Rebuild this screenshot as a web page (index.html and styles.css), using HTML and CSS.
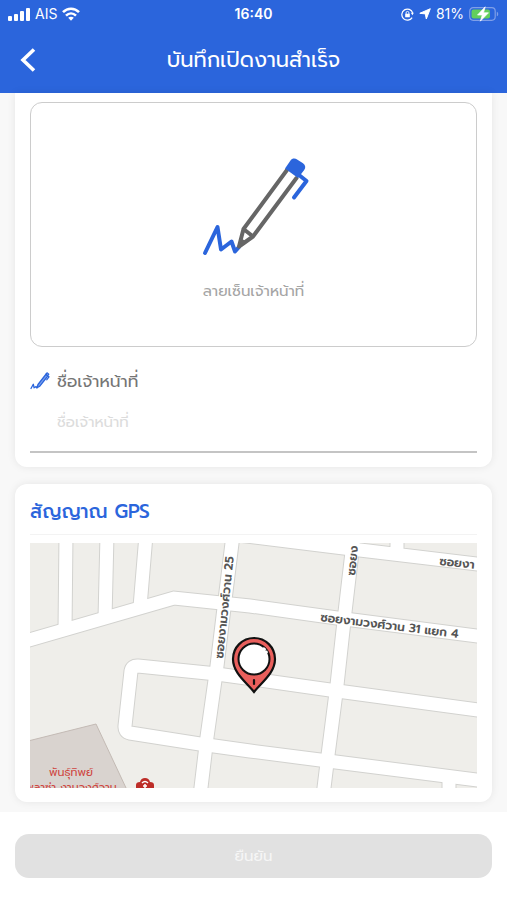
FILE: index.html
```
<!DOCTYPE html>
<html lang="th">
	<head>
		<meta charset="UTF-8">
		<meta name="viewport" content="width=device-width, initial-scale=1">
		<title>บันทึกเปิดงานสำเร็จ</title>
		<link rel="stylesheet" href="styles.css">
	</head>
	<body>
		<header class="header">
			<div class="status">
				<div class="status_left">
					<svg width="22" height="14" viewBox="0 0 22 14" fill="#fff" aria-hidden="true">
						<rect x="0" y="9" width="4" height="5" rx="1"/>
						<rect x="6" y="7" width="4" height="7" rx="1"/>
						<rect x="12" y="4" width="4" height="10" rx="1"/>
						<rect x="18" y="1" width="4" height="13" rx="1"/>
					</svg>
					<span>AIS</span>
					<svg width="18" height="14" viewBox="0 0 18 14" fill="none" stroke="#fff" stroke-width="2.6" aria-hidden="true">
						<path d="M1 5.2C5.500 .6 12.500 .6 17 5.200"/>
						<path d="M4 8.600c3-2.900 7-2.900 10 0"/>
						<path d="M9 13.700 6.200 10.700c1.600-1.400 4-1.400 5.600 0z" fill="#fff" stroke="none"/>
					</svg>
				</div>
				<div class="status_time">16:40</div>
				<div class="status_right">
					<svg width="13" height="13" viewBox="0 0 14 14" fill="none" stroke="#fff" aria-hidden="true">
						<path d="M12 10.300a6 6 0 1 1 .6-5" stroke-width="1.300"/>
						<path d="M10.600 5h3.200l-1.500 2.800z" fill="#fff" stroke="none"/>
						<rect x="4.500" y="6.300" width="5" height="3.700" rx=".6" fill="#fff" stroke="none"/>
						<path d="M5.500 6.500V5.200a1.500 1.500 0 0 1 3 0v1.300"/>
					</svg>
					<svg width="12" height="12" viewBox="0 0 12 12" fill="#fff" stroke="#fff" stroke-linejoin="round" aria-hidden="true">
						<path d="M11.300.700 7.300 11 6.300 5.900.800 5.300z"/>
					</svg>
					<span>81%</span>
					<svg width="30" height="16" viewBox="0 0 30 16" aria-hidden="true">
						<rect x=".7" y="1.700" width="25.500" height="12.600" rx="3.500" fill="none" stroke="#7f9fe8" stroke-width="1.200"/>
						<rect x="2.500" y="3.500" width="18.500" height="9" rx="2" fill="#62cf5c"/>
						<path d="M27.800 5.700c1.900.7 1.900 3.900 0 4.600z" fill="#7f9fe8"/>
						<path d="M16.200.8 8.500 9h4.800l-2 6.200 8.200-8.400h-5z" fill="#fff" stroke="#fff" stroke-width=".7"/>
					</svg>
				</div>
			</div>
			<div class="nav">
				<button class="back" type="button" aria-label="ย้อนกลับ">
					<svg width="16" height="24" viewBox="0 0 16 24" fill="none" stroke="#fff" stroke-width="3.600">
						<path d="M14 1.500 3 12l11 10.500"/>
					</svg>
				</button>
				<h1 class="nav_title">บันทึกเปิดงานสำเร็จ</h1>
			</div>
		</header>

		<main class="main">
			<section class="card card_sign">
				<button class="sign" type="button">
					<svg class="pen" width="106" height="100" viewBox="0 0 106 100" fill="none" stroke-linecap="round" stroke-linejoin="round" aria-hidden="true">
						<path d="M4 96 16.500 70l3.500 22.500 10.500-8 3.500 10 4-4.500" stroke="#2b65dc" stroke-width="4"/>
						<path d="M86 13 42.500 72l-4.500 17.500L52 79.500 95.500 21M42.500 72 52 79.500" stroke="#666" stroke-width="4"/>
						<path d="m38 89.500 1.500-7 5 2.500z" fill="#666" stroke="#666" stroke-width="2"/>
						<path d="m98 18 7.500 6L93 40.500" stroke="#2b65dc" stroke-width="4"/>
						<path d="m84 11.500 5.500-8c1.800-2.500 4.500-2.500 7-.8l5.500 3.500c2.500 1.800 3 4.300 1.200 6.800L97 21z" fill="#2b65dc"/>
					</svg>
					<span>ลายเซ็นเจ้าหน้าที่</span>
				</button>
				<div class="field">
					<svg width="20" height="18" viewBox="0 0 20 18" fill="none" stroke="#2b65dc" stroke-linecap="round" stroke-linejoin="round" aria-hidden="true">
						<path d="m1 16.500 2.300-4.300.8 3.600 2-1.300.8 1.500" stroke-width="1.300"/>
						<path d="M15.800 2.500 8 12.500 7 15.700l2.800-1.500L17.800 4z" fill="#7da2ed" stroke-width="1.300"/>
						<path d="m16 2 1-1.200 1.800 1.400-1 1.300zM18 4l1 .8-2.300 3" stroke-width="1.200"/>
					</svg>
					<label for="officer">ชื่อเจ้าหน้าที่</label>
					<input id="officer" name="officer" type="text" class="in" placeholder="ชื่อเจ้าหน้าที่">
				</div>
			</section>

			<section class="card">
				<h2 class="card_title">สัญญาณ GPS</h2>
				<svg class="map" viewBox="0 0 447 245" role="img" aria-label="แผนที่">
					<defs>
						<g id="roads">
							<path d="M-8 99 144 55 220 63 307 75 455 94"/>
							<path d="M36-8 35 88M77-8 75 76M116-8 110 64"/>
							<path d="M203-8 194 65 187 123 177 194 170 253"/>
							<path d="M324-8 315 69 307 142 298 212 293 253"/>
							<path d="M200-9 330 7 455 22M367-8v18"/>
							<path d="M455 168 300 147 187 131 108 123q-6-.5-7 5L95 183q-.5 6 5 7l70 11 50 7 78 10 157 20"/>
							<path d="M419 234v20"/>
						</g>
					</defs>
					<rect width="447" height="245" fill="#efeeea"/>
					<path d="M-2 198 66 181 97 247H-2z" fill="#d9d3cf" stroke="#c3bab4"/>
					<use href="#roads" class="road_edge"/>
					<use href="#roads" class="road"/>
					<g class="street">
						<text transform="translate(193 116) rotate(-84)">ซอยงามวงศ์วาน 25</text>
						<text transform="translate(325 33) rotate(-84)">ซอยง</text>
						<text transform="translate(409 22) rotate(6)">ซอยงา</text>
						<text transform="translate(290 78) rotate(7)">ซอยงามวงศ์วาน 31 แยก 4</text>
					</g>
					<g class="place">
						<text x="41" y="233">พันธุ์ทิพย์</text>
						<text x="41" y="248">พลาซ่า งามวงศ์วาน</text>
					</g>
					<path d="M106 242q0-3 4-3 1-4 5-4t5 4q4 0 4 3v6h-18z" fill="#bd2d28"/>
					<path d="M112 240q3-3 6 0M115 241v4M113 243h4" fill="none" stroke="#fff" stroke-width="1.500"/>
					<path d="M224 149C216 139 203 130 203 116a21 21 0 0 1 42 0c0 14-13 23-21 33z" fill="#e95f5c" stroke="#111" stroke-width="2.200"/>
					<circle cx="224" cy="116" r="15.500" fill="#fff" stroke="#111" stroke-width="2"/>
					<path d="M224 137v4" stroke="#111" stroke-width="2.200" stroke-linecap="round"/>
					<path d="M233 105q3 2 4 5" fill="none" stroke="#fff" stroke-width="2.500" stroke-dasharray="3 1"/>
				</svg>
			</section>
		</main>

		<footer class="footer">
			<button class="confirm" type="submit" disabled>ยืนยัน</button>
		</footer>
	</body>
</html>
```
FILE: styles.css
```
* {
	box-sizing: border-box;
}

body {
	margin: 0;
	min-height: 100vh;
	display: flex;
	flex-direction: column;
	background: #f8f8f8;
	font-family: Prompt, Kanit, "Noto Sans Thai", "Noto Sans", sans-serif;
	font-size: 17px;
	line-height: 24px;
	color: #757575;
}

button,
input {
	font: inherit;
}

svg {
	display: block;
	flex: none;
}

.header {
	background: #2b65dc;
	color: #fff;
}

.status {
	display: grid;
	grid-template-columns: 1fr auto 1fr;
	align-items: center;
	height: 28px;
	padding: 0 8px;
	font-family: Inter, "Liberation Sans", sans-serif;
	font-size: 14px;
}

.status_left,
.status_right {
	display: flex;
	align-items: center;
	gap: 5px;
}

.status_right {
	justify-content: flex-end;
}

.status_time {
	font-weight: 600;
}

.nav {
	display: grid;
	grid-template-columns: 40px 1fr 40px;
	align-items: center;
	height: 65px;
	padding: 0 8px 2px;
}

.back {
	display: flex;
	justify-content: center;
	padding: 8px;
	border: 0;
	background: none;
}

.nav_title {
	margin: 0;
	font-size: 21px;
	font-weight: 400;
	line-height: 32px;
	text-align: center;
}

.main {
	flex: 1;
	display: flex;
	flex-direction: column;
	gap: 17px;
	padding: 0 15px 10px;
}

.card {
	padding: 14px 15px;
	border-radius: 12px;
	background: #fff;
	box-shadow: 0 0 8px rgba(0, 0, 0, 0.08);
}

.card_sign {
	padding-top: 9px;
	border-radius: 0 0 12px 12px;
}

.sign {
	display: flex;
	flex-direction: column;
	align-items: center;
	justify-content: center;
	gap: 22px;
	width: 100%;
	height: 245px;
	padding: 10px 0 0;
	border: 1px solid #ccc;
	border-radius: 12px;
	background: #fff;
	color: #a5a5a5;
	font-size: 15px;
}

.pen {
	overflow: visible;
}

.field {
	display: grid;
	grid-template-columns: 20px 1fr;
	align-items: center;
	column-gap: 7px;
	padding-top: 22px;
	border-bottom: 2px solid #c4c4c4;
}

.in {
	grid-column: 2;
	width: 100%;
	height: 58px;
	padding: 0;
	border: 0;
	outline: none;
	background: none;
	color: #757575;
	font-size: 15px;
}

.in::placeholder {
	color: #dcdcdc;
	opacity: 1;
}

.card_title {
	margin: 0 0 8px;
	padding-bottom: 8px;
	border-bottom: 1px solid #f3f3f3;
	font-size: 19px;
	font-weight: 500;
	line-height: 28px;
	color: #2b65dc;
}

.map {
	width: 100%;
	height: auto;
	overflow: hidden;
}

.road_edge {
	fill: none;
	stroke: #d2d2cf;
	stroke-width: 15px;
}

.road {
	fill: none;
	stroke: #fff;
	stroke-width: 13px;
}

.street {
	font-size: 12px;
	font-weight: 600;
	fill: #555;
}

.place {
	font-size: 11px;
	text-anchor: middle;
	fill: #cf4540;
}

.footer {
	padding: 22px 15px;
	background: #fff;
}

.confirm {
	display: block;
	width: 100%;
	height: 44px;
	border: 0;
	border-radius: 14px;
	background: #e1e1e1;
	color: #f6f6f6;
	font-size: 15px;
}
```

#### Objective:
Scan the material above and determine how many lines include the word "html"; report only the number.

#### Solution to the problem:
5